Problem description
Set out every line bearing the string "this".

Rows from a dataset of pages and code
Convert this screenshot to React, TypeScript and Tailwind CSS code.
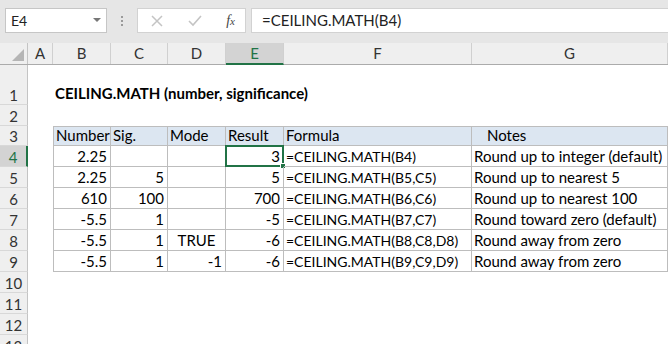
import React from "react"

const cols = [
  { id: "A", w: 25 },
  { id: "B", w: 58 },
  { id: "C", w: 57 },
  { id: "D", w: 58 },
  { id: "E", w: 58 },
  { id: "F", w: 188 },
  { id: "G", w: 196 },
]

type Cell = { v: string; align?: "l" | "r" | "c"; indent?: boolean }

const rows: Cell[][] = [
  [
    { v: "2.25", align: "r" },
    { v: "" },
    { v: "" },
    { v: "3", align: "r" },
    { v: "=CEILING.MATH(B4)" },
    { v: "Round up to integer (default)" },
  ],
  [
    { v: "2.25", align: "r" },
    { v: "5", align: "r" },
    { v: "" },
    { v: "5", align: "r" },
    { v: "=CEILING.MATH(B5,C5)" },
    { v: "Round up to nearest 5" },
  ],
  [
    { v: "610", align: "r" },
    { v: "100", align: "r" },
    { v: "" },
    { v: "700", align: "r" },
    { v: "=CEILING.MATH(B6,C6)" },
    { v: "Round up to nearest 100" },
  ],
  [
    { v: "-5.5", align: "r" },
    { v: "1", align: "r" },
    { v: "" },
    { v: "-5", align: "r" },
    { v: "=CEILING.MATH(B7,C7)" },
    { v: "Round toward zero (default)" },
  ],
  [
    { v: "-5.5", align: "r" },
    { v: "1", align: "r" },
    { v: "TRUE", align: "c" },
    { v: "-6", align: "r" },
    { v: "=CEILING.MATH(B8,C8,D8)" },
    { v: "Round away from zero" },
  ],
  [
    { v: "-5.5", align: "r" },
    { v: "1", align: "r" },
    { v: "-1", align: "r" },
    { v: "-6", align: "r" },
    { v: "=CEILING.MATH(B9,C9,D9)" },
    { v: "Round away from zero" },
  ],
]

const heads: Cell[] = [
  { v: "Number" },
  { v: "Sig." },
  { v: "Mode" },
  { v: "Result" },
  { v: "Formula" },
  { v: "Notes", indent: true },
]

function RowHead({ n, h, sel }: { n: number; h: string; sel?: boolean }) {
  return (
    <div
      className={`${h} w-[28px] shrink-0 flex items-end justify-center pb-[1px] border-b border-[#d8d8d8] ${
        sel ? "bg-[#d3d3d3] text-[#217346] border-r-2 border-r-[#217346]" : "bg-[#efefef] text-[#333] border-r border-r-[#c4c4c4]"
      }`}
    >
      {n}
    </div>
  )
}

export default function App() {
  return (
    <div className="w-[668px] h-[344px] overflow-hidden bg-white text-[15px] leading-none text-black" style={{ fontFamily: "Lato, 'Liberation Sans', sans-serif" }}>
      {/* formula bar */}
      <div className="h-[43px] bg-[#e6e6e6] flex items-start pt-[8px] pl-[5px]">
        <div className="w-[102px] h-[25px] bg-white border border-[#c6c6c6] flex items-center justify-between px-[5px] text-[14px] text-[#222]">
          <span>E4</span>
          <svg width="8" height="5" viewBox="0 0 8 5">
            <path d="M0 0 L8 0 L4 4 Z" fill="#777" />
          </svg>
        </div>
        <div className="w-[30px] h-[25px] flex flex-col items-center justify-center gap-[2px]">
          <span className="w-[2px] h-[2px] bg-[#9a9a9a]" />
          <span className="w-[2px] h-[2px] bg-[#9a9a9a]" />
          <span className="w-[2px] h-[2px] bg-[#9a9a9a]" />
        </div>
        <div className="w-[109px] h-[25px] bg-white border border-[#d2d2d2] flex items-center justify-between pl-[13px] pr-[10px]">
          <svg width="12" height="12" viewBox="0 0 12 12">
            <path d="M1 1 L11 11 M11 1 L1 11" stroke="#c4c4c4" strokeWidth="1.5" />
          </svg>
          <svg width="14" height="12" viewBox="0 0 14 12">
            <path d="M1 6 L5 10 L13 1" stroke="#c4c4c4" strokeWidth="1.6" fill="none" />
          </svg>
          <span className="italic text-[14px] text-[#444]" style={{ fontFamily: "'Liberation Serif', serif" }}>
            f<span className="text-[11px]">x</span>
          </span>
        </div>
        <div className="ml-[5px] flex-1 h-[25px] bg-white border border-[#d2d2d2] border-r-0 flex items-center pl-[10px] text-[15px] text-[#222]">
          =CEILING.MATH(B4)
        </div>
      </div>

      {/* column headers */}
      <div className="h-[22px] flex bg-[#efefef] border-b border-[#ababab]">
        <div className="w-[28px] shrink-0 border-r border-[#c4c4c4] flex items-end justify-end pr-[3px] pb-[3px]">
          <svg width="12" height="12" viewBox="0 0 12 12">
            <path d="M12 0 L12 12 L0 12 Z" fill="#b5b5b5" />
          </svg>
        </div>
        {cols.map((c) => (
          <div
            key={c.id}
            style={{ width: c.w }}
            className={`shrink-0 flex items-center justify-center border-r border-[#d0d0d0] ${
              c.id === "E" ? "bg-[#d3d3d3] text-[#217346] border-b-2 border-b-[#217346] -mb-[1px]" : "text-[#333]"
            }`}
          >
            {c.id}
          </div>
        ))}
      </div>

      {/* row 1 */}
      <div className="flex">
        <RowHead n={1} h="h-[40px]" />
        <div className="flex items-end pb-[4px] pl-[27px] font-bold text-[15px]">CEILING.MATH (number, significance)</div>
      </div>
      {/* row 2 */}
      <div className="flex">
        <RowHead n={2} h="h-[21px]" />
      </div>
      {/* row 3 table header */}
      <div className="flex">
        <RowHead n={3} h="h-[20px]" />
        <div className="w-[25px] shrink-0" />
        {heads.map((c, i) => (
          <div
            key={c.v}
            style={{ width: cols[i + 1].w }}
            className={`h-[20px] shrink-0 bg-[#dce6f1] border-t border-r border-b border-[#bdbdbd] flex items-end pb-[2px] ${
              i === 0 ? "border-l" : ""
            } ${c.indent ? "pl-[15px]" : "pl-[2px]"}`}
          >
            {c.v}
          </div>
        ))}
      </div>
      {rows.map((r, ri) => (
        <div key={ri} className="flex">
          <RowHead n={ri + 4} h="h-[21px]" sel={ri === 0} />
          <div className="w-[25px] shrink-0" />
          {r.map((c, i) => (
            <div
              key={i}
              style={{ width: cols[i + 1].w }}
              className={`relative h-[21px] shrink-0 border-r border-b border-[#bdbdbd] flex items-end pb-[2px] ${
                i === 0 ? "border-l" : ""
              } ${i === 4 ? "text-[14px]" : ""} ${
                c.align === "r" ? "justify-end pr-[3px]" : c.align === "c" ? "justify-center" : "pl-[2px]"
              }`}
            >
              {c.v}
              {ri === 0 && i === 3 && (
                <>
                  <div className="absolute -left-[1px] -top-[1px] w-[59px] h-[22px] border-2 border-[#217346]" />
                  <div className="absolute -right-[3px] -bottom-[3px] w-[6px] h-[6px] bg-[#217346] border border-white" />
                </>
              )}
            </div>
          ))}
        </div>
      ))}
      {[10, 11, 12, 13].map((n) => (
        <div key={n} className="flex">
          <RowHead n={n} h="h-[21px]" />
        </div>
      ))}
    </div>
  )
}
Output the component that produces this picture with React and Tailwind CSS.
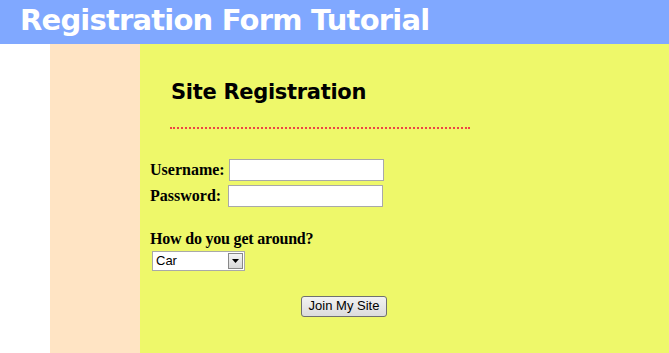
export default function App() {
  const comic = { fontFamily: '"Comic Sans MS", "DejaVu Sans", sans-serif' };
  const serif = { fontFamily: '"Liberation Serif", serif' };
  const sans = { fontFamily: '"Liberation Sans", Arial, sans-serif' };

  return (
    <div className="flex min-h-screen flex-col bg-white">
      <header className="h-[44px] bg-[#80a8ff] pl-[20px]">
        <h1 style={comic} className="text-[29px] font-bold leading-[40px] tracking-[-0.8px] text-white">
          Registration Form Tutorial
        </h1>
      </header>

      <div className="flex flex-1">
        <div className="w-[50px] bg-white" />
        <div className="w-[90px] bg-[#ffe4c4]" />
        <main className="flex-1 bg-[#eef86a] pl-[10px] pt-[33px]">
          <h2 style={comic} className="ml-[21px] text-[21px] font-bold leading-[30px] tracking-[-0.3px] text-black">
            Site Registration
          </h2>
          <div className="ml-[20px] mt-[20px] w-[300px] border-t-2 border-dotted border-[#ee4444]" />

          <form style={serif} className="mt-[29px] text-[16px] font-bold text-black">
            <div className="flex items-center">
              <label>Username:</label>
              <input type="text" className="ml-[4px] h-[22px] w-[155px] border border-[#a9a9a9] bg-white" />
            </div>
            <div className="mt-[2px] flex items-center">
              <label>Password:</label>
              <input type="password" className="ml-[7px] h-[22px] w-[155px] border border-[#a9a9a9] bg-white" />
            </div>

            <p className="mt-[21px] leading-[20px] tracking-[-0.2px]">How do you get around?</p>
            <div className="ml-[2px] mt-[2px] flex h-[20px] w-[93px] items-stretch border border-[#a9a9a9] bg-white">
              <span style={sans} className="flex-1 pl-[3px] text-[13px] font-normal leading-[18px]">Car</span>
              <span className="m-px flex w-[15px] items-center justify-center border border-[#888] bg-gradient-to-b from-[#f4f4f4] to-[#d8d8d8]">
                <svg width="7" height="4" viewBox="0 0 7 4"><path d="M0 0h7L3.5 4z" fill="#000" /></svg>
              </span>
            </div>

            <div className="mt-[22px] pl-[151px]">
              <button
                type="button"
                style={sans}
                className="h-[21px] w-[86px] rounded-[3px] border border-[#707070] bg-gradient-to-b from-[#f2f2f2] to-[#dcdcdc] text-[13px] font-normal leading-[18px] text-black"
              >
                Join My Site
              </button>
            </div>
          </form>
        </main>
      </div>
    </div>
  );
}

Output
Convert this screenshot to React, TypeScript and Tailwind CSS code.
Output the component that produces this picture with React and Tailwind CSS.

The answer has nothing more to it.